A spokesman for the coalition denied that a major ground force has landed, refusing to comment on “ongoing operations”.
But Yemeni government and militia forces said several dozen troops had landed in the main southern city, with some sources saying they were to assist in fighting for its international airport.
A journalist saw several men in the vicinity of the airport dressed in military-style clothing, wearing helmets and carrying sophisticated weaponry.
“A limited coalition force entered Aden and another force is on its way”, a Yemeni government official in Aden said.
A leading member of the so-called “popular committees” supporting exiled President Abd-Rabbu Mansour Hadi said the newly deployed troops “will start helping us in fighting the Houthis and (former president Ali Abdullah) Saleh’s forces”.
The troops would mainly back pro-Hadi fighters around the rebel-held airport, which has changed hands several times and was again the focus of heavy fighting on Saturday night, he said.

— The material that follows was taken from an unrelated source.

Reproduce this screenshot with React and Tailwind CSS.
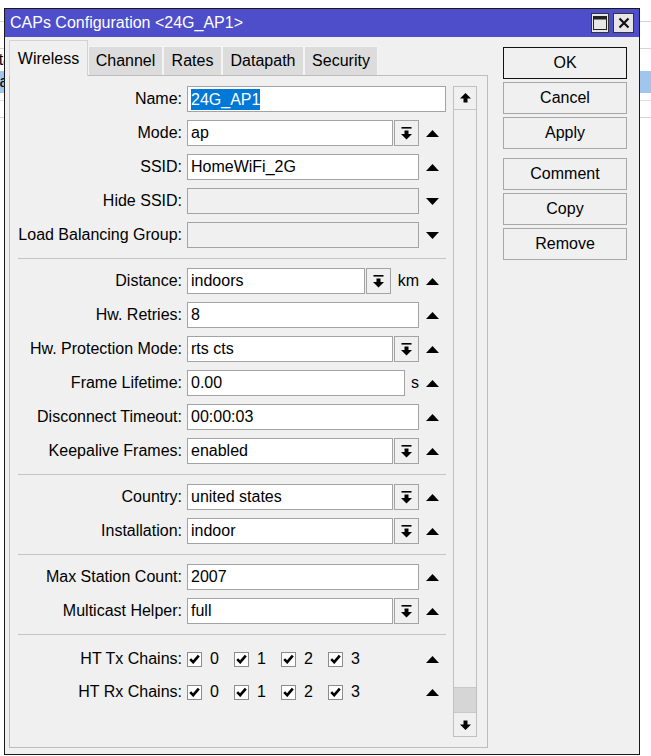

Other militia commanders confirmed that a few dozen coalition soldiers, mostly Saudis and Emiratis of Yemeni origin, were on the ground in Aden.
One militia source said some 30 soldiers from coalition countries had been deployed to “supervise” operations to retake the airport.
Coalition spokesman Brigadier General Ahmed Assiri denied a major ground force had landed in Aden. “I can assure you that no (coalition) forces disembarked on the ground in Aden today,” he told Saudi news agency Al-Ekhbariya.
But in comments to Doha-based Al-Jazeera television, he said that “all options are open”.
“The coalition leadership will not spare any effort to support the resistance and achieve positive results on the ground,” Brig Gen Assiri said.
On Sunday, coalition warplanes pounded rebel positions in and around the airport as clashes raged on, said a pro-Hadi military official.
Doctors in Aden said that at least 18 people, most of them civilians, were killed since Saturday and 65 others wounded.
Local officials said most of the casualties resulted from rebel mortar shelling and gunfire across residential areas.
Human Rights Watch on Sunday accused the coalition of using US-supplied cluster bombs in its operation, warning of the long-term danger to civilians.
HRW said it had gathered photographs, video and other evidence indicating that cluster munitions had been used in air strikes against the Houthi rebel stronghold of Saada province in Yemen’s northern mountains in recent weeks.
Cluster munitions are prohibited by a 2008 treaty adopted by 116 countries, but not by Saudi Arabia and its coalition partners or the United States.
“Saudi-led cluster munition air strikes have been hitting areas near villages, putting local people in danger,” said HRW arms director Steve Goose.
Saudi Arabia denied it was using cluster munitions earlier in the campaign.
Moroccan King Mohammed VI visited Saudi Arabia on Sunday and discussed “regional and international developments” with King Salman, the official SPA news agency reported.